2. Plate 8 shows his teachers at Schwartz High School.
3. Plate 9 shows Nandi, an indigenous hovercraft prototype.
4. Plate 10 shows the picture of a Church in Thumba, a place that was donated by the local Christian community to India's Space Research Centre.
5. Plate 11 shows him with Vikram Sarabhai.
6. Plate 12 shows an SLV-3 review meeting.
7. Plate 13 shows the presentation of members of the SLV-3 team.
8. Plate 14 is the first plate with a color photograph and shows Brahm Prakash inspecting SLV-3 in its final stage on integration, and plate 16 shows a colour photograph of SLV-3 on the launch pad.

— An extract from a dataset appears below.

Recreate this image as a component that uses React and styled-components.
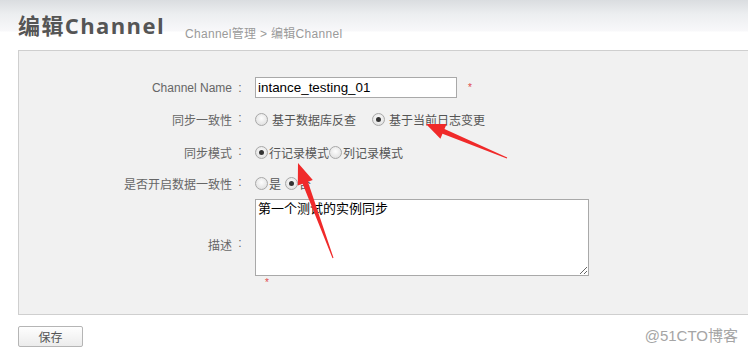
import styled, { createGlobalStyle } from "styled-components";

const GlobalStyle = createGlobalStyle`
  html, body {
    margin: 0;
    padding: 0;
    background: #fff;
    overflow: hidden;
  }
  body {
    font-family: "Liberation Sans", "Noto Sans CJK SC", sans-serif;
  }
`;

const syncOptions = [
  { label: "基于数据库反查", checked: false },
  { label: "基于当前日志变更", checked: true },
];

const modeOptions = [
  { label: "行记录模式", checked: true },
  { label: "列记录模式", checked: false },
];

const checkOptions = [
  { label: "是", checked: false },
  { label: "否", checked: true },
];

// arrow polygon: thin tail, widening shaft, triangular head
function arrowPoints(tail, tip, headLen, headHalf, neckHalf) {
  const dx = tip[0] - tail[0];
  const dy = tip[1] - tail[1];
  const len = Math.hypot(dx, dy);
  const ux = dx / len;
  const uy = dy / len;
  const nx = -uy;
  const ny = ux;
  const bx = tip[0] - ux * headLen;
  const by = tip[1] - uy * headLen;
  const pts = [
    [tail[0] + nx * 0.5, tail[1] + ny * 0.5],
    [bx + nx * neckHalf, by + ny * neckHalf],
    [bx + nx * headHalf, by + ny * headHalf],
    tip,
    [bx - nx * headHalf, by - ny * headHalf],
    [bx - nx * neckHalf, by - ny * neckHalf],
    [tail[0] - nx * 0.5, tail[1] - ny * 0.5],
  ];
  return pts.map((p) => p.map((v) => v.toFixed(1)).join(",")).join(" ");
}

function App() {
  return (
    <Page>
      <GlobalStyle />
      <Header>
        <Title>编辑Channel</Title>
        <Crumbs>Channel管理 &gt; 编辑Channel</Crumbs>
      </Header>

      <Panel>
        <Row>
          <Label>
            Channel Name<Colon>:</Colon>
          </Label>
          <Field>
            <TextInput defaultValue="intance_testing_01" />
            <Star $ml={11}>*</Star>
          </Field>
        </Row>

        <Row $mt={11}>
          <Label>
            同步一致性<Colon>:</Colon>
          </Label>
          <Field>
            {syncOptions.map((o, i) => (
              <Option key={o.label} $ml={i ? 16 : 0} $gap={4}>
                <Radio $checked={o.checked} />
                {o.label}
              </Option>
            ))}
          </Field>
        </Row>

        <Row $mt={12}>
          <Label>
            同步模式<Colon>:</Colon>
          </Label>
          <Field>
            {modeOptions.map((o) => (
              <Option key={o.label} $gap={1}>
                <Radio $checked={o.checked} />
                {o.label}
              </Option>
            ))}
          </Field>
        </Row>

        <Row $mt={10}>
          <Label>
            是否开启数据一致性<Colon>:</Colon>
          </Label>
          <Field>
            {checkOptions.map((o, i) => (
              <Option key={o.label} $ml={i ? 4 : 0} $gap={1}>
                <Radio $checked={o.checked} />
                {o.label}
              </Option>
            ))}
          </Field>
        </Row>

        <Row $mt={5}>
          <Label>
            描述<Colon>:</Colon>
          </Label>
          <FieldColumn>
            <TextArea defaultValue="第一个测试的实例同步" />
            <Star $ml={10}>*</Star>
          </FieldColumn>
        </Row>
      </Panel>

      <Footer>
        <SaveButton>保存</SaveButton>
      </Footer>

      <Watermark>@51CTO博客</Watermark>

      <Arrows width="748" height="352" viewBox="0 0 748 352">
        <polygon
          fill="#f02a2a"
          points={arrowPoints([507, 158], [426, 124], 19, 8, 2.6)}
        />
        <polygon
          fill="#f02a2a"
          points={arrowPoints([333, 258], [298, 163], 21, 8, 2.8)}
        />
      </Arrows>
    </Page>
  );
}

const Page = styled.div`
  position: relative;
  width: 748px;
  height: 352px;
  overflow: hidden;
`;

const Header = styled.div`
  height: 50px;
  display: flex;
  align-items: baseline;
  padding: 3px 0 0 18px;
  box-sizing: border-box;
  background: linear-gradient(#dadde0 0, #eceef0 14px, #f8f8fa 31px, #fff 32px, #fff);
`;

const Title = styled.div`
  font-family: "Open Sans", "Noto Sans CJK SC", sans-serif;
  font-size: 22px;
  font-weight: bold;
  color: #555;
  line-height: 44px;
  letter-spacing: 1.4px;
`;

const Crumbs = styled.div`
  margin-left: 20px;
  font-size: 12px;
  letter-spacing: 0.3px;
  color: #9a9a9a;
  position: relative;
  top: 4px;
`;

const Panel = styled.div`
  margin-left: 18px;
  width: 760px;
  height: 265px;
  box-sizing: border-box;
  border: 1px solid #cfcfcf;
  background: #f1f1f1;
  padding-top: 26px;
`;

const Row = styled.div`
  display: flex;
  align-items: center;
  margin-top: ${(p) => p.$mt || 0}px;
  min-height: 21px;
`;

const Label = styled.div`
  width: 227px;
  display: flex;
  justify-content: flex-end;
  font-size: 12px;
  color: #666;
  margin-right: 9px;
  white-space: nowrap;
`;

const Colon = styled.span`
  width: 12px;
  margin-left: 2px;
  text-align: center;
`;

const Field = styled.div`
  display: flex;
  align-items: center;
  font-size: 12px;
  color: #555;
`;

const FieldColumn = styled.div`
  display: flex;
  flex-direction: column;
  align-items: flex-start;
`;

const TextInput = styled.input`
  width: 202px;
  height: 21px;
  box-sizing: border-box;
  border: 1px solid #a9a9a9;
  padding: 0 2px;
  font-family: "Liberation Sans", sans-serif;
  font-size: 13.4px;
  color: #000;
  background: #fff;
  outline: none;
`;

const TextArea = styled.textarea`
  width: 334px;
  height: 77px;
  box-sizing: border-box;
  border: 1px solid #a9a9a9;
  padding: 0 2px;
  margin: 0;
  font-family: "Noto Sans CJK SC", sans-serif;
  font-size: 13px;
  line-height: 16px;
  color: #000;
  background: #fff;
  outline: none;
  display: block;
`;

const Star = styled.span`
  color: #e04a4a;
  font-size: 10px;
  margin-left: ${(p) => p.$ml || 0}px;
  line-height: 14px;
`;

const Option = styled.label`
  display: flex;
  align-items: center;
  gap: ${(p) => p.$gap}px;
  margin-left: ${(p) => p.$ml || 0}px;
  font-size: 12px;
  color: #555;
  font-family: "Noto Sans CJK SC", sans-serif;
`;

const Radio = styled.span`
  width: 11px;
  height: 11px;
  border-radius: 50%;
  border: 1px solid #a8a8a8;
  background: radial-gradient(circle at 50% 40%, #fdfdfd 0, #e4e4e4 70%, #d6d6d6 100%);
  display: inline-flex;
  align-items: center;
  justify-content: center;
  &::after {
    content: "";
    width: 5px;
    height: 5px;
    border-radius: 50%;
    background: #333;
    display: ${(p) => (p.$checked ? "block" : "none")};
  }
`;

const Footer = styled.div`
  padding: 11px 0 0 18px;
`;

const SaveButton = styled.button`
  width: 65px;
  height: 21px;
  box-sizing: border-box;
  border: 1px solid #b5b5b5;
  border-radius: 2px;
  background: linear-gradient(#fefefe, #ececec);
  font-family: "Noto Sans CJK SC", sans-serif;
  font-size: 12px;
  color: #555;
  padding: 0;
`;

const Watermark = styled.div`
  position: absolute;
  right: 10px;
  top: 324px;
  font-family: "Liberation Sans", "Noto Sans CJK SC", sans-serif;
  font-size: 15px;
  color: #a5a5a5;
`;

const Arrows = styled.svg`
  position: absolute;
  left: 0;
  top: 0;
  pointer-events: none;
`;

export default App;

9. Plate 15 shows him with Satish Dhawan and the then Prime Minister Indira Gandhi.
10. Plate 16 shows SLV-3 launch.
11. Plate 17 shows him receiving Padma Bhushan.
12. Plate 18 shows the successful launch of Prithvi, now a part of India's surface-to-surface weapons system.
13. Plate 19 shows Kalam standing by the side of the Agni missile, standing on its launch pad.
14. Plate 20 shows a cartoon by renowned cartoonist R.K. Laxman.
15. Plate 21 shows another cartoon on the failure of Agni Missile.
16. Plate 22 shows him after a successful launch of Agni Missile.
17. Plate 23 shows Kalam receiving the Bharat Ratna from K. R. Narayanan, then President of India.